Rust has many good libraries. I was able to offload lots of tricky logic to crates. For example, I do not want to be in the business of parsing an mp4 to find out if it is at least 60 seconds long.
Tokio is a suite of libraries for writing async code. It is big, but was mostly easy to use. These are the highlights.
The tokio crate is composed of many sub crates, e.g. tokio-timer and tokio-codec. I initially had a mix of these included in Punchtop and was confused by the differing version numbers. Ultimately I learned that tokio recommends depending on tokio in crates with a main.rs and the sub crates in crates with a lib.rs. I used this newfound knowledge to trim 48 dependencies from the futures-locks crate.
tokio-codec is my favorite part of Tokio. tokio-codec enables reading and writing frames to a socket. The cast protocol consists of u32-length prefixed protobuf frames so this was a perfect fit. It was very easy to implement a stateful decoder. My encoder consumed a high-level playback command enum and the decoder produced decoded protobufs which were handled by the channel multiplexer. The separation of concerns made it clear where to check protocol invariants such as maximum payload size.
The one gotcha of tokio-codec was the bytes crate. I was missing a call to buf.reserve(len), which was the source of one of my panics.

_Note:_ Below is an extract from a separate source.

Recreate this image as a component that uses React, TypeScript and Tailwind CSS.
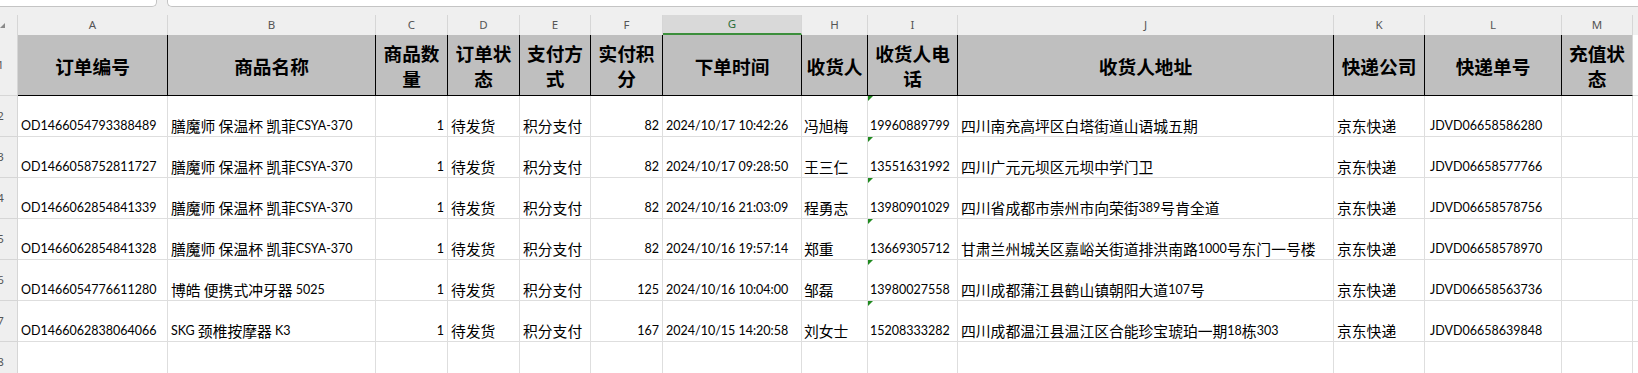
import React from "react";

const GRID =
  "grid grid-cols-[18px_150px_208px_72px_72px_71px_72px_139px_66px_90px_376px_91px_137px_71px_1fr]";

const LETTERS = ["A", "B", "C", "D", "E", "F", "G", "H", "I", "J", "K", "L", "M"];

const HEADERS = [
  "订单编号",
  "商品名称",
  "商品数量",
  "订单状态",
  "支付方式",
  "实付积分",
  "下单时间",
  "收货人",
  "收货人电话",
  "收货人地址",
  "快递公司",
  "快递单号",
  "充值状态",
];

type Row = string[];

const ROWS: Row[] = [
  ["OD1466054793388489", "膳魔师 保温杯 凯菲CSYA-370", "1", "待发货", "积分支付", "82", "2024/10/17 10:42:26", "冯旭梅", "19960889799", "四川南充高坪区白塔街道山语城五期", "京东快递", "JDVD06658586280"],
  ["OD1466058752811727", "膳魔师 保温杯 凯菲CSYA-370", "1", "待发货", "积分支付", "82", "2024/10/17 09:28:50", "王三仁", "13551631992", "四川广元元坝区元坝中学门卫", "京东快递", "JDVD06658577766"],
  ["OD1466062854841339", "膳魔师 保温杯 凯菲CSYA-370", "1", "待发货", "积分支付", "82", "2024/10/16 21:03:09", "程勇志", "13980901029", "四川省成都市崇州市向荣街389号肯全道", "京东快递", "JDVD06658578756"],
  ["OD1466062854841328", "膳魔师 保温杯 凯菲CSYA-370", "1", "待发货", "积分支付", "82", "2024/10/16 19:57:14", "郑重", "13669305712", "甘肃兰州城关区嘉峪关街道排洪南路1000号东门一号楼", "京东快递", "JDVD06658578970"],
  ["OD1466054776611280", "博皓 便携式冲牙器 5025", "1", "待发货", "积分支付", "125", "2024/10/16 10:04:00", "邹磊", "13980027558", "四川成都蒲江县鹤山镇朝阳大道107号", "京东快递", "JDVD06658563736"],
  ["OD1466062838064066", "SKG 颈椎按摩器 K3", "1", "待发货", "积分支付", "167", "2024/10/15 14:20:58", "刘女士", "15208333282", "四川成都温江县温江区合能珍宝琥珀一期18栋303", "京东快递", "JDVD06658639848"],
];

function Mixed({ text }: { text: string }) {
  const parts = text.match(/[\u3000-\u9fff\uff00-\uffef]+|[^\u3000-\u9fff\uff00-\uffef]+/g) || [];
  return (
    <>
      {parts.map((p, i) =>
        /[\u3000-\u9fff\uff00-\uffef]/.test(p) ? (
          <span key={i} className="font-['Noto_Sans_CJK_SC',sans-serif] text-[14.8px] leading-[16px]">
            {p}
          </span>
        ) : (
          <span key={i} className="font-['Lato','Noto_Sans_CJK_SC',sans-serif] text-[12.5px] leading-[16px] whitespace-pre">
            {p}
          </span>
        )
      )}
    </>
  );
}

function RowHead({ n }: { n: string }) {
  return (
    <div className="relative overflow-hidden bg-[#efefef] border-r border-b border-[#d6d6d6] flex items-center">
      <span className="absolute left-[-10px] w-[21px] text-center font-['Noto_Sans',sans-serif] text-[11.5px] text-[#555]">
        {n}
      </span>
    </div>
  );
}

export default function App() {
  return (
    <div className="w-[1638px] h-[373px] overflow-hidden bg-white text-black">
      {/* formula bar remnants */}
      <div className="h-[7px] flex bg-[#efefef] overflow-hidden">
        <div className="w-[157px] h-full bg-white border-b border-r border-[#c4c4c4] rounded-br-[5px]" />
        <div className="w-[10px] h-full" />
        <div className="flex-1 h-full bg-white border-b border-l border-[#c4c4c4] rounded-bl-[5px]" />
      </div>
      <div className="h-[8px] bg-[#efefef]" />

      {/* column letters */}
      <div className={GRID + " h-[20px] bg-[#efefef]"}>
        <div className="relative border-r border-[#d6d6d6]">
          <div className="absolute left-0 top-[8px] w-0 h-0 border-l-[5px] border-l-transparent border-b-[5px] border-b-[#8a8a8a]" />
        </div>
        {LETTERS.map((l) =>
          l === "G" ? (
            <div
              key={l}
              className="flex items-center justify-center bg-[#d9d9d9] border-b-2 border-[#3c8f3c] border-r border-r-[#d6d6d6] font-['Noto_Sans',sans-serif] text-[11.5px] text-[#2d6e3a]"
            >
              {l}
            </div>
          ) : (
            <div
              key={l}
              className="flex items-center justify-center border-r border-[#d6d6d6] font-['Noto_Sans',sans-serif] text-[11.5px] text-[#555]"
            >
              {l}
            </div>
          )
        )}
        <div />
      </div>

      {/* header row */}
      <div className={GRID + " h-[61px]"}>
        <RowHead n="1" />
        {HEADERS.map((h, i) => (
          <div
            key={h}
            className={
              "flex items-center justify-center text-center bg-[#bfbfbf] border-b border-black px-[2px] font-['Noto_Sans_CJK_SC',sans-serif] font-bold text-[18.67px] leading-[25px] text-black " +
              (i === HEADERS.length - 1 ? "border-r border-r-[#d6d6d6]" : "border-r border-r-black")
            }
          >
            {h}
          </div>
        ))}
        <div className="border-b border-[#dedede]" />
      </div>

      {/* data rows */}
      {ROWS.map((r, ri) => (
        <div key={ri} className={GRID + " h-[41px]"}>
          <RowHead n={String(ri + 2)} />
          {r.map((c, ci) => {
            const right = ci === 2 || ci === 5;
            const pad = ci === 11 ? "pl-[5px]" : ci === 7 || ci === 8 ? "pl-[2px]" : "pl-[3px]";
            return (
              <div
                key={ci}
                className={
                  "relative flex items-end overflow-hidden whitespace-nowrap border-r border-b border-[#dedede] pb-[2px] leading-[16px] " +
                  (right ? "justify-end pr-[3px]" : pad)
                }
              >
                {ci === 8 && (
                  <div className="absolute left-0 top-0 w-0 h-0 border-t-[5px] border-t-[#1f8a1f] border-r-[5px] border-r-transparent" />
                )}
                <Mixed text={c} />
              </div>
            );
          })}
          <div className="border-r border-b border-[#dedede]" />
          <div className="border-b border-[#dedede]" />
        </div>
      ))}

      {/* row 8 */}
      <div className={GRID + " h-[41px]"}>
        <RowHead n="8" />
        {LETTERS.map((l) => (
          <div key={l} className="border-r border-b border-[#dedede]" />
        ))}
        <div className="border-b border-[#dedede]" />
      </div>
    </div>
  );
}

Much has been written about the futures crate. The two things I found helped me the most when using it are impl trait and IntoFuture combined with generics. I would like to invest more in using named Futures to clean up the cast-client public API.
The state of writing GUIs in Rust is still developing. Azul (based on WebRender) looks promising but is super alpha. The Cocoa bindings used in Servo require writing lots of unsafe code.
web_view provides high-level Rust bindings for the cross-platform webview single-header C library. The library allows two-way communication to JS running in the webview using stringified JSON. I built a React and Redux app and a minimal amount of MVC glue to track application state in Rust. The result was an easy to extend UI. I even integrated the webpack build into the build script for punchtop-webview.
Logging was super easy to set up and achieved good results by default. The debug! and warn! macros have obvious meaning and do not interrupt the flow of the code.
My one complaint is that RUST_LOG=debug cargo run dumps all of the verbose debug logs from cargo while your program is being built.
Rocket is a hyper-based HTTP framework. Rocket requires nightly, but is very ergonomic to use. It requires less ceremony than even a Sinatra server. The statically-typed route functions were pleasant to work with.
I did have to jump through some hoops to use Rocket as an embedded (vs. application) server, including launching rocket in a thread instead of scheduling it on my tokio reactor, discovering the bind interface, and configuring an unused secret key.
mp3_duration is a single-purpose crate did exactly what I needed it to do until it panicked on some of my MP3s. Since I was using this crate to filter items out of a playlist, I isolated it using panic::catch_unwind and ignored files it could not parse. I should probably find a panicking sample MP3 and file a GitHub issue.
Serde is my favorite of all the crates I used in Punchtop. I have previous experience with statically-typed JSON libraries in Jackson and json4s. Serde is by far the easiest JSON library to work with.
Serde uses Rust macro magic to derive encoders and decoders directly from structs. The encoder and decoder are configurable with a few other macros. My two favorites are remapping rustfmt-compliant struct fields to the native JSON camel case style and field-tagged enums AKA switching deserialization based on a type tag in the JSON. Field-tagged enums gives you all the benefits of Rust enums when dealing with JSON, most notably ensuring match arms are exhaustive.
At this point in the project, I feel reasonably comfortable working with Rust, but there are still lots of things left to learn. My next goal is to write a native Cocoa frontend for Punchtop which means either using the objc and cocoa crates or embedding cast-client into a Swift app via FFI. Either way, I am excited to make more progress.